RAW RECORDS:
__________________________________________________
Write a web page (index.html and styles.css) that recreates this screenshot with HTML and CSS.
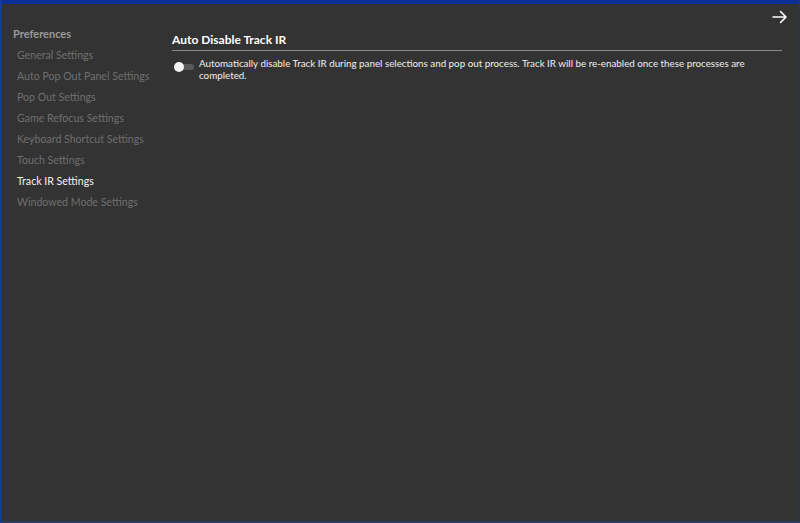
FILE: index.html
```html
<!DOCTYPE html>
<html lang="en">
<head>
<meta charset="utf-8">
<title>Preferences</title>
<link rel="stylesheet" href="styles.css">
</head>
<body>
<div class="window">
  <div class="titlebar"></div>
  <div class="body">
    <nav class="sidebar">
      <div class="sidebar-title">Preferences</div>
      <a class="nav-item">General Settings</a>
      <a class="nav-item">Auto Pop Out Panel Settings</a>
      <a class="nav-item">Pop Out Settings</a>
      <a class="nav-item">Game Refocus Settings</a>
      <a class="nav-item">Keyboard Shortcut Settings</a>
      <a class="nav-item">Touch Settings</a>
      <a class="nav-item active">Track IR Settings</a>
      <a class="nav-item">Windowed Mode Settings</a>
    </nav>
    <main class="content">
      <div class="topbar">
        <svg class="close-arrow" width="16" height="14" viewBox="0 0 16 14">
          <path d="M1 7 H14 M8.5 1.5 L14 7 L8.5 12.5" fill="none" stroke="#fff" stroke-width="1.6" stroke-linecap="round" stroke-linejoin="round"/>
        </svg>
      </div>
      <section class="section">
        <h2 class="section-title">Auto Disable Track IR</h2>
        <div class="option">
          <span class="toggle"><span class="knob"></span></span>
          <p class="option-text">Automatically disable Track IR during panel selections and pop out process. Track IR will be re-enabled once these processes are completed.</p>
        </div>
      </section>
    </main>
  </div>
</div>
</body>
</html>
```
FILE: styles.css
```css
html, body {
  margin: 0;
  padding: 0;
  width: 800px;
  height: 523px;
  overflow: hidden;
  background: #333333;
  font-family: "Lato", "Open Sans", "Liberation Sans", sans-serif;
}

.window {
  width: 800px;
  height: 523px;
  box-sizing: border-box;
  border-left: 2px solid #163a9a;
  border-right: 1px solid #2c3550;
  border-bottom: 2px solid #2b3c60;
  display: flex;
  flex-direction: column;
  background: #333333;
}

.titlebar {
  height: 4px;
  background: #0b2f94;
  flex: none;
}

.body {
  flex: 1;
  display: flex;
}

.sidebar {
  width: 160px;
  box-sizing: border-box;
  flex: none;
  padding: 22px 0 0 11px;
  display: flex;
  flex-direction: column;
}

.sidebar-title {
  font-size: 11px;
  font-weight: 700;
  color: #9a9a9a;
  height: 22px;
  line-height: 15px;
}

.nav-item {
  font-size: 10.6px;
  color: #6f6f6f;
  padding-left: 4px;
  height: 21px;
  line-height: 15px;
  white-space: nowrap;
}

.nav-item.active {
  color: #f2f2f2;
}

.content {
  flex: 1;
  padding: 0 17px 0 10px;
  display: flex;
  flex-direction: column;
}

.topbar {
  height: 22px;
  display: flex;
  justify-content: flex-end;
  align-items: flex-end;
}

.close-arrow {
  margin-right: -6px;
  margin-bottom: 2px;
}

.section-title {
  margin: 5px 0 0;
  font-size: 12px;
  font-weight: 700;
  color: #ffffff;
  line-height: 17px;
  padding-bottom: 2px;
  border-bottom: 1px solid #8a8a8a;
}

.option {
  display: flex;
  align-items: flex-start;
  margin-top: 6px;
  padding-left: 2px;
}

.toggle {
  position: relative;
  flex: none;
  width: 20px;
  height: 6px;
  margin-top: 7px;
  margin-right: 5px;
  border-radius: 3px;
  background: #5a5a5a;
}

.knob {
  position: absolute;
  left: 0;
  top: -2px;
  width: 10px;
  height: 10px;
  border-radius: 50%;
  background: #f4f4f4;
}

.option-text {
  margin: 0;
  font-size: 9.8px;
  line-height: 12px;
  color: #f0f0f0;
  padding-right: 20px;
}
```
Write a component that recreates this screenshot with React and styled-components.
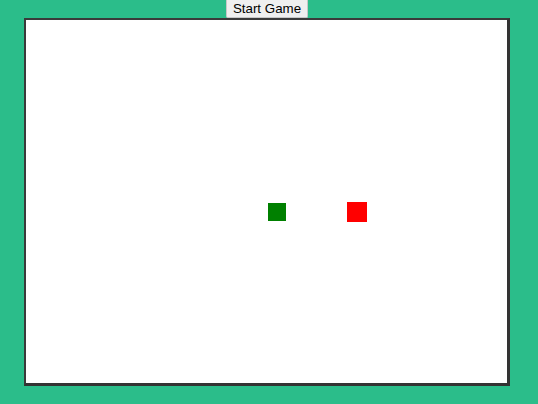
import React from "react";
import styled, { createGlobalStyle } from "styled-components";

const Global = createGlobalStyle`
  html, body {
    margin: 0;
    padding: 0;
    background: #2bbd8a;
    overflow: hidden;
  }
`;

const Page = styled.div`
  width: 534px;
  height: 404px;
  display: flex;
  flex-direction: column;
  align-items: center;
`;

const StartButton = styled.button`
  font-family: "Liberation Sans", Arial, sans-serif;
  font-size: 13.33px;
  height: 18px;
  padding: 0 6px;
  margin: 0;
  line-height: 16px;
  color: #000;
  background: #efefef;
  border: 1px solid #c8c8c8;
  border-top: none;
  border-radius: 0 0 2px 2px;
  cursor: pointer;
`;

const Board = styled.div`
  position: relative;
  width: 481px;
  height: 363px;
  background: #fff;
  border-style: solid;
  border-width: 2px 3px 3px 2px;
  border-color: #3a3a3a #333 #333 #3a3a3a;
`;

const Cell = styled.div`
  position: absolute;
  width: ${(p) => p.size}px;
  height: ${(p) => p.size}px;
  background: ${(p) => p.color};
`;

export default function App() {
  const snake = { x: 242, y: 183, size: 18, color: "#008000" };
  const food = { x: 321, y: 182, size: 20, color: "#ff0000" };
  return (
    <>
      <Global />
      <Page>
        <StartButton>Start Game</StartButton>
        <Board>
          <Cell size={snake.size} color={snake.color} style={{ left: snake.x, top: snake.y }} />
          <Cell size={food.size} color={food.color} style={{ left: food.x, top: food.y }} />
        </Board>
      </Page>
    </>
  );
}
__________________________________________________
SET PROBLEM:
Retype each record exactly as it stands, but do not include the pictures.

RESULT:
Write a web page (index.html and styles.css) that recreates this screenshot with HTML and CSS.
FILE: index.html
```html
<!DOCTYPE html>
<html lang="en">
<head>
<meta charset="utf-8">
<title>Preferences</title>
<link rel="stylesheet" href="styles.css">
</head>
<body>
<div class="window">
  <div class="titlebar"></div>
  <div class="body">
    <nav class="sidebar">
      <div class="sidebar-title">Preferences</div>
      <a class="nav-item">General Settings</a>
      <a class="nav-item">Auto Pop Out Panel Settings</a>
      <a class="nav-item">Pop Out Settings</a>
      <a class="nav-item">Game Refocus Settings</a>
      <a class="nav-item">Keyboard Shortcut Settings</a>
      <a class="nav-item">Touch Settings</a>
      <a class="nav-item active">Track IR Settings</a>
      <a class="nav-item">Windowed Mode Settings</a>
    </nav>
    <main class="content">
      <div class="topbar">
        <svg class="close-arrow" width="16" height="14" viewBox="0 0 16 14">
          <path d="M1 7 H14 M8.5 1.5 L14 7 L8.5 12.5" fill="none" stroke="#fff" stroke-width="1.6" stroke-linecap="round" stroke-linejoin="round"/>
        </svg>
      </div>
      <section class="section">
        <h2 class="section-title">Auto Disable Track IR</h2>
        <div class="option">
          <span class="toggle"><span class="knob"></span></span>
          <p class="option-text">Automatically disable Track IR during panel selections and pop out process. Track IR will be re-enabled once these processes are completed.</p>
        </div>
      </section>
    </main>
  </div>
</div>
</body>
</html>
```
FILE: styles.css
```css
html, body {
  margin: 0;
  padding: 0;
  width: 800px;
  height: 523px;
  overflow: hidden;
  background: #333333;
  font-family: "Lato", "Open Sans", "Liberation Sans", sans-serif;
}

.window {
  width: 800px;
  height: 523px;
  box-sizing: border-box;
  border-left: 2px solid #163a9a;
  border-right: 1px solid #2c3550;
  border-bottom: 2px solid #2b3c60;
  display: flex;
  flex-direction: column;
  background: #333333;
}

.titlebar {
  height: 4px;
  background: #0b2f94;
  flex: none;
}

.body {
  flex: 1;
  display: flex;
}

.sidebar {
  width: 160px;
  box-sizing: border-box;
  flex: none;
  padding: 22px 0 0 11px;
  display: flex;
  flex-direction: column;
}

.sidebar-title {
  font-size: 11px;
  font-weight: 700;
  color: #9a9a9a;
  height: 22px;
  line-height: 15px;
}

.nav-item {
  font-size: 10.6px;
  color: #6f6f6f;
  padding-left: 4px;
  height: 21px;
  line-height: 15px;
  white-space: nowrap;
}

.nav-item.active {
  color: #f2f2f2;
}

.content {
  flex: 1;
  padding: 0 17px 0 10px;
  display: flex;
  flex-direction: column;
}

.topbar {
  height: 22px;
  display: flex;
  justify-content: flex-end;
  align-items: flex-end;
}

.close-arrow {
  margin-right: -6px;
  margin-bottom: 2px;
}

.section-title {
  margin: 5px 0 0;
  font-size: 12px;
  font-weight: 700;
  color: #ffffff;
  line-height: 17px;
  padding-bottom: 2px;
  border-bottom: 1px solid #8a8a8a;
}

.option {
  display: flex;
  align-items: flex-start;
  margin-top: 6px;
  padding-left: 2px;
}

.toggle {
  position: relative;
  flex: none;
  width: 20px;
  height: 6px;
  margin-top: 7px;
  margin-right: 5px;
  border-radius: 3px;
  background: #5a5a5a;
}

.knob {
  position: absolute;
  left: 0;
  top: -2px;
  width: 10px;
  height: 10px;
  border-radius: 50%;
  background: #f4f4f4;
}

.option-text {
  margin: 0;
  font-size: 9.8px;
  line-height: 12px;
  color: #f0f0f0;
  padding-right: 20px;
}
```
Write a component that recreates this screenshot with React and styled-components.
import React from "react";
import styled, { createGlobalStyle } from "styled-components";

const Global = createGlobalStyle`
  html, body {
    margin: 0;
    padding: 0;
    background: #2bbd8a;
    overflow: hidden;
  }
`;

const Page = styled.div`
  width: 534px;
  height: 404px;
  display: flex;
  flex-direction: column;
  align-items: center;
`;

const StartButton = styled.button`
  font-family: "Liberation Sans", Arial, sans-serif;
  font-size: 13.33px;
  height: 18px;
  padding: 0 6px;
  margin: 0;
  line-height: 16px;
  color: #000;
  background: #efefef;
  border: 1px solid #c8c8c8;
  border-top: none;
  border-radius: 0 0 2px 2px;
  cursor: pointer;
`;

const Board = styled.div`
  position: relative;
  width: 481px;
  height: 363px;
  background: #fff;
  border-style: solid;
  border-width: 2px 3px 3px 2px;
  border-color: #3a3a3a #333 #333 #3a3a3a;
`;

const Cell = styled.div`
  position: absolute;
  width: ${(p) => p.size}px;
  height: ${(p) => p.size}px;
  background: ${(p) => p.color};
`;

export default function App() {
  const snake = { x: 242, y: 183, size: 18, color: "#008000" };
  const food = { x: 321, y: 182, size: 20, color: "#ff0000" };
  return (
    <>
      <Global />
      <Page>
        <StartButton>Start Game</StartButton>
        <Board>
          <Cell size={snake.size} color={snake.color} style={{ left: snake.x, top: snake.y }} />
          <Cell size={food.size} color={food.color} style={{ left: food.x, top: food.y }} />
        </Board>
      </Page>
    </>
  );
}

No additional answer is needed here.